Seit seinem Amtsantritt hat Weltverbandschef Gianni Infantino eine ganze Armada dieser Altstars als Werbeträger gewonnen, um das ramponierte Fifa-Image aufzubessern. Ein pöbelnder, Zigarre rauchender Maradona – der auch noch für eine angebliche Geste, die Asiaten rassistisch nachahmte, kritisiert wurde – passt da eigentlich nur mäßig ins Konzept. Auf die Frage nach dem bisherigen Betragen des 57-Jährigen hatte Fifa-Wettbewerbschef Colin Smith zwar jüngst allgemein klargemacht, dass man von allen früheren Spielern erwarte, „sich respektvoll zu verhalten“. Di- rekte Kritik wollte die Fifa aber keinesfalls üben: „Diego Maradona ist einer der größten Fußballspieler der Geschichte und Teil unseres Programms.“
Maradona & Co. sind Eckpfeiler der Machtstrategie von Infantino, möglichst viele frühere Stars um sich zu scharen. Der Kroate Zvonimir Boban als stellvertretender FifaGeneralsekretär und Niederlands 1988er-Europameister Marco van Basten als Leiter für technische Ent- wicklung haben die herausragendsten offiziellen Funktionen.
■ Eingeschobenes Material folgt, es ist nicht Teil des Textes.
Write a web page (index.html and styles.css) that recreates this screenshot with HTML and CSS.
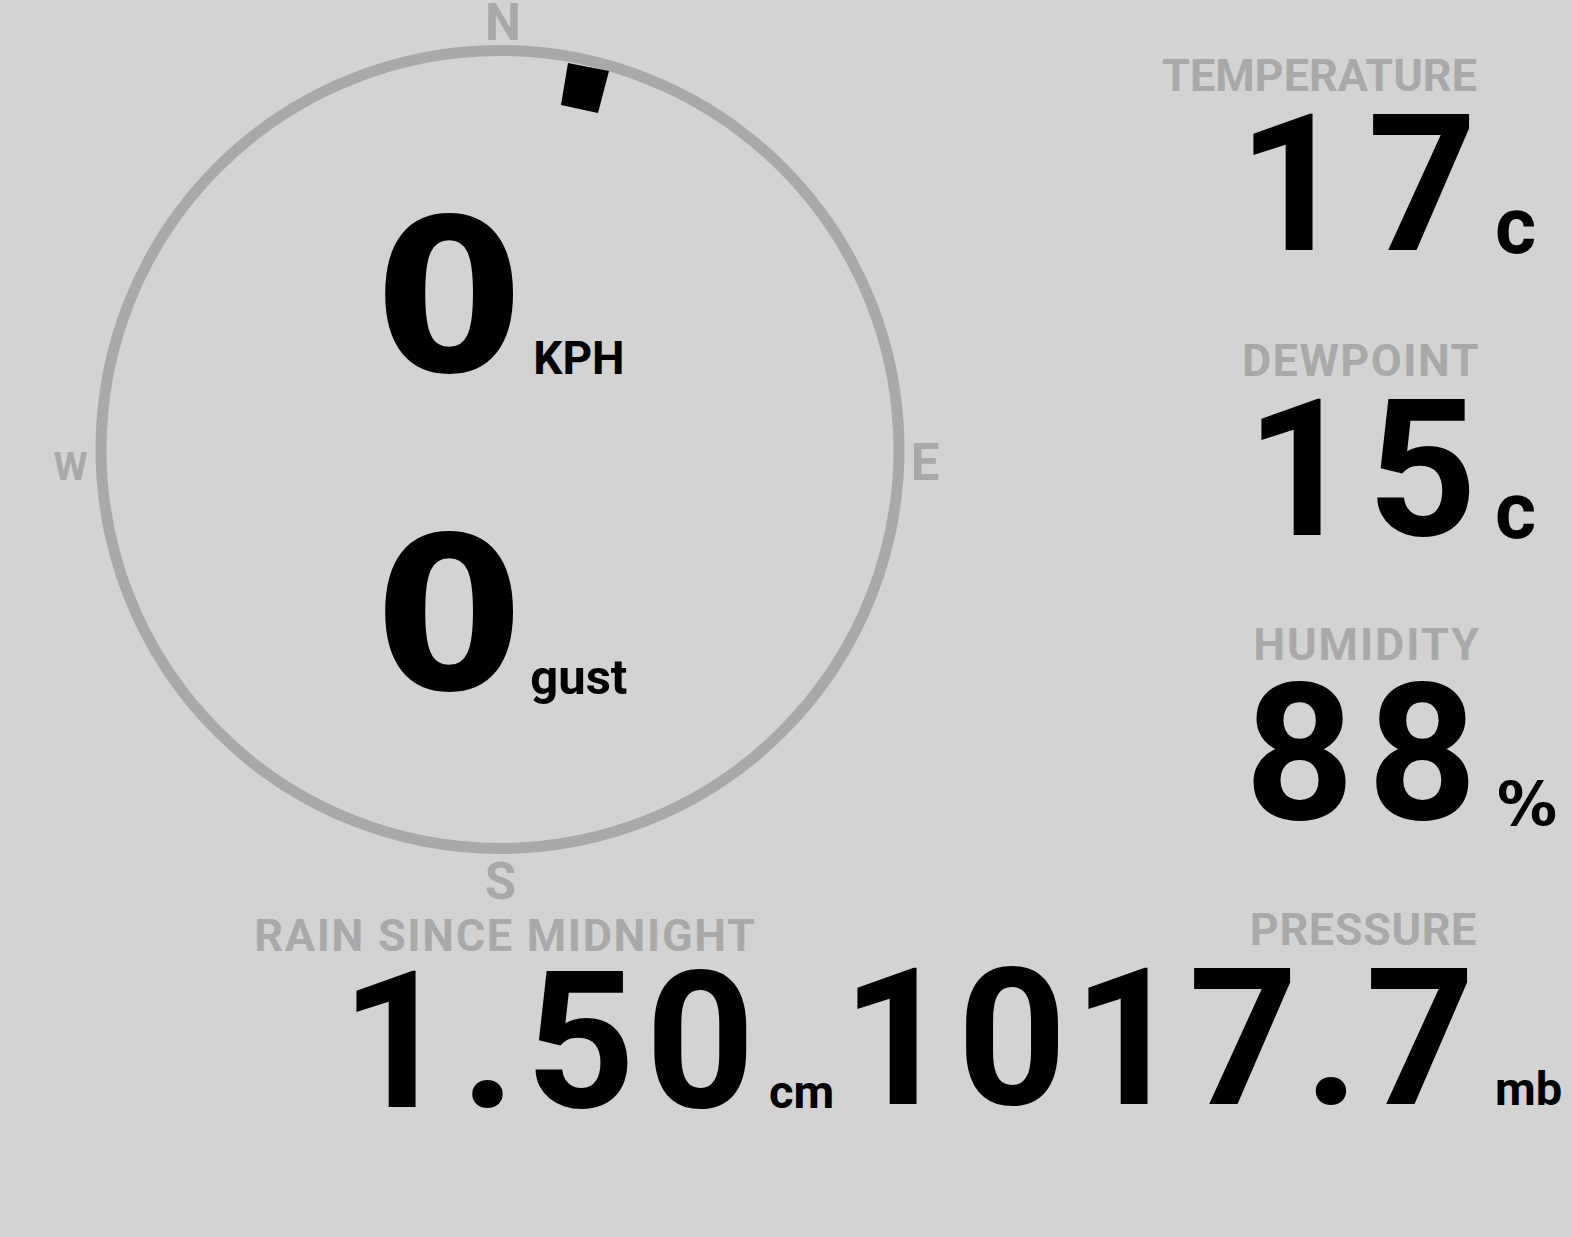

Dazu kommen eine ganze Reihe Ex-Stars in Werbemission: Lothar Matthäus trainiert wie auch Ronaldo auf dem Roten Platz von Moskau Jungen und Mädchen aus einem Kinderheim, Spaniens Ex-Weltmeister Iker Casillas und Carles Puyol kicken auf dem Kunstrasen mit. Auch Cafu, Javier Zanetti oder Samuel Eto’o gehören zu einem festen Kanon der „Fifa-Legenden“in Russland. Diese präsentiert die Fifa stolz vor jeder WM-Partie als Liste unter den eher wenigen Staatsgästen.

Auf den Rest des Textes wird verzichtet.